Information shown —
________________
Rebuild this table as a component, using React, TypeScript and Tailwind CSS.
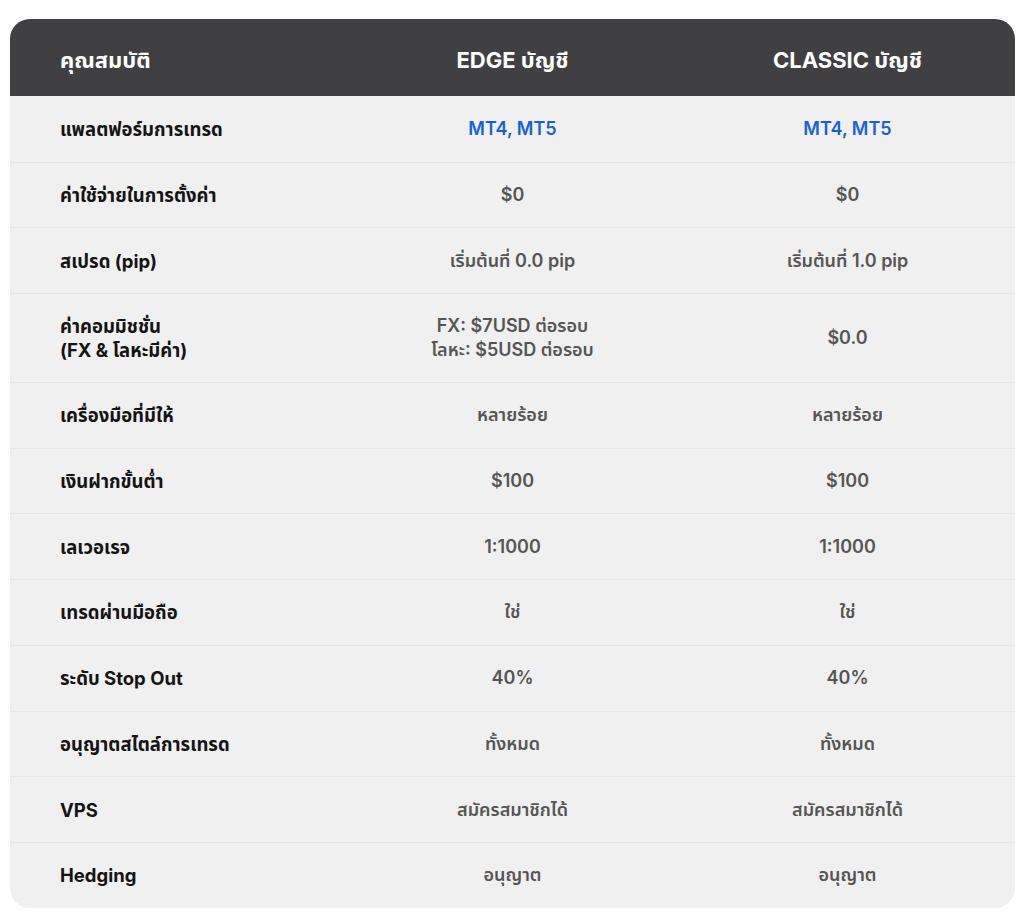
const rows: { label: React.ReactNode; edge: React.ReactNode; classic: React.ReactNode; blue?: boolean; tall?: boolean }[] = [
  { label: "แพลตฟอร์มการเทรด", edge: "MT4, MT5", classic: "MT4, MT5", blue: true },
  { label: "ค่าใช้จ่ายในการตั้งค่า", edge: "$0", classic: "$0" },
  { label: "สเปรด (pip)", edge: "เริ่มต้นที่ 0.0 pip", classic: "เริ่มต้นที่ 1.0 pip" },
  {
    label: (
      <>
        ค่าคอมมิชชั่น
        <br />
        (FX &amp; โลหะมีค่า)
      </>
    ),
    edge: (
      <>
        FX: $7USD ต่อรอบ
        <br />
        โลหะ: $5USD ต่อรอบ
      </>
    ),
    classic: "$0.0",
    tall: true,
  },
  { label: "เครื่องมือที่มีให้", edge: "หลายร้อย", classic: "หลายร้อย" },
  { label: "เงินฝากขั้นต่ำ", edge: "$100", classic: "$100" },
  { label: "เลเวอเรจ", edge: "1:1000", classic: "1:1000" },
  { label: "เทรดผ่านมือถือ", edge: "ใช่", classic: "ใช่" },
  { label: "ระดับ Stop Out", edge: "40%", classic: "40%" },
  { label: "อนุญาตสไตล์การเทรด", edge: "ทั้งหมด", classic: "ทั้งหมด" },
  { label: "VPS", edge: "สมัครสมาชิกได้", classic: "สมัครสมาชิกได้" },
  { label: "Hedging", edge: "อนุญาต", classic: "อนุญาต" },
];

export default function App() {
  return (
    <div className="w-[1024px] h-[922px] bg-white pt-[19px] px-[10px] font-['Inter','Noto_Sans_Thai','Noto_Sans',sans-serif]">
      <div className="w-[1005px] rounded-[20px] overflow-hidden bg-[#f0f0f0]">
        <div className="grid grid-cols-3 h-[77px] items-center pt-[5px] bg-[#404042] text-white text-[22px] font-bold">
          <div className="pl-[50px]">คุณสมบัติ</div>
          <div className="text-center">EDGE บัญชี</div>
          <div className="text-center">CLASSIC บัญชี</div>
        </div>
        {rows.map((r, i) => (
          <div
            key={i}
            className={`grid grid-cols-3 items-center ${r.tall ? "h-[89px]" : "h-[65.7px]"} ${i > 0 ? "border-t border-[#e6e6e6]" : ""}`}
          >
            <div className="pl-[50px] text-[18.5px] font-bold text-[#141414] leading-[24px]">{r.label}</div>
            <div className={`text-center text-[18px] font-semibold leading-[24px] ${r.blue ? "text-[#1a5fd8]" : "text-[#555555]"}`}>{r.edge}</div>
            <div className={`text-center text-[18px] font-semibold leading-[24px] ${r.blue ? "text-[#1a5fd8]" : "text-[#555555]"}`}>{r.classic}</div>
          </div>
        ))}
      </div>
    </div>
  );
}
________________
What is asked —
The material above holds pictures; copy everything else in it exactly.

Task result —
Rebuild this table as a component, using React, TypeScript and Tailwind CSS.
const rows: { label: React.ReactNode; edge: React.ReactNode; classic: React.ReactNode; blue?: boolean; tall?: boolean }[] = [
  { label: "แพลตฟอร์มการเทรด", edge: "MT4, MT5", classic: "MT4, MT5", blue: true },
  { label: "ค่าใช้จ่ายในการตั้งค่า", edge: "$0", classic: "$0" },
  { label: "สเปรด (pip)", edge: "เริ่มต้นที่ 0.0 pip", classic: "เริ่มต้นที่ 1.0 pip" },
  {
    label: (
      <>
        ค่าคอมมิชชั่น
        <br />
        (FX &amp; โลหะมีค่า)
      </>
    ),
    edge: (
      <>
        FX: $7USD ต่อรอบ
        <br />
        โลหะ: $5USD ต่อรอบ
      </>
    ),
    classic: "$0.0",
    tall: true,
  },
  { label: "เครื่องมือที่มีให้", edge: "หลายร้อย", classic: "หลายร้อย" },
  { label: "เงินฝากขั้นต่ำ", edge: "$100", classic: "$100" },
  { label: "เลเวอเรจ", edge: "1:1000", classic: "1:1000" },
  { label: "เทรดผ่านมือถือ", edge: "ใช่", classic: "ใช่" },
  { label: "ระดับ Stop Out", edge: "40%", classic: "40%" },
  { label: "อนุญาตสไตล์การเทรด", edge: "ทั้งหมด", classic: "ทั้งหมด" },
  { label: "VPS", edge: "สมัครสมาชิกได้", classic: "สมัครสมาชิกได้" },
  { label: "Hedging", edge: "อนุญาต", classic: "อนุญาต" },
];

export default function App() {
  return (
    <div className="w-[1024px] h-[922px] bg-white pt-[19px] px-[10px] font-['Inter','Noto_Sans_Thai','Noto_Sans',sans-serif]">
      <div className="w-[1005px] rounded-[20px] overflow-hidden bg-[#f0f0f0]">
        <div className="grid grid-cols-3 h-[77px] items-center pt-[5px] bg-[#404042] text-white text-[22px] font-bold">
          <div className="pl-[50px]">คุณสมบัติ</div>
          <div className="text-center">EDGE บัญชี</div>
          <div className="text-center">CLASSIC บัญชี</div>
        </div>
        {rows.map((r, i) => (
          <div
            key={i}
            className={`grid grid-cols-3 items-center ${r.tall ? "h-[89px]" : "h-[65.7px]"} ${i > 0 ? "border-t border-[#e6e6e6]" : ""}`}
          >
            <div className="pl-[50px] text-[18.5px] font-bold text-[#141414] leading-[24px]">{r.label}</div>
            <div className={`text-center text-[18px] font-semibold leading-[24px] ${r.blue ? "text-[#1a5fd8]" : "text-[#555555]"}`}>{r.edge}</div>
            <div className={`text-center text-[18px] font-semibold leading-[24px] ${r.blue ? "text-[#1a5fd8]" : "text-[#555555]"}`}>{r.classic}</div>
          </div>
        ))}
      </div>
    </div>
  );
}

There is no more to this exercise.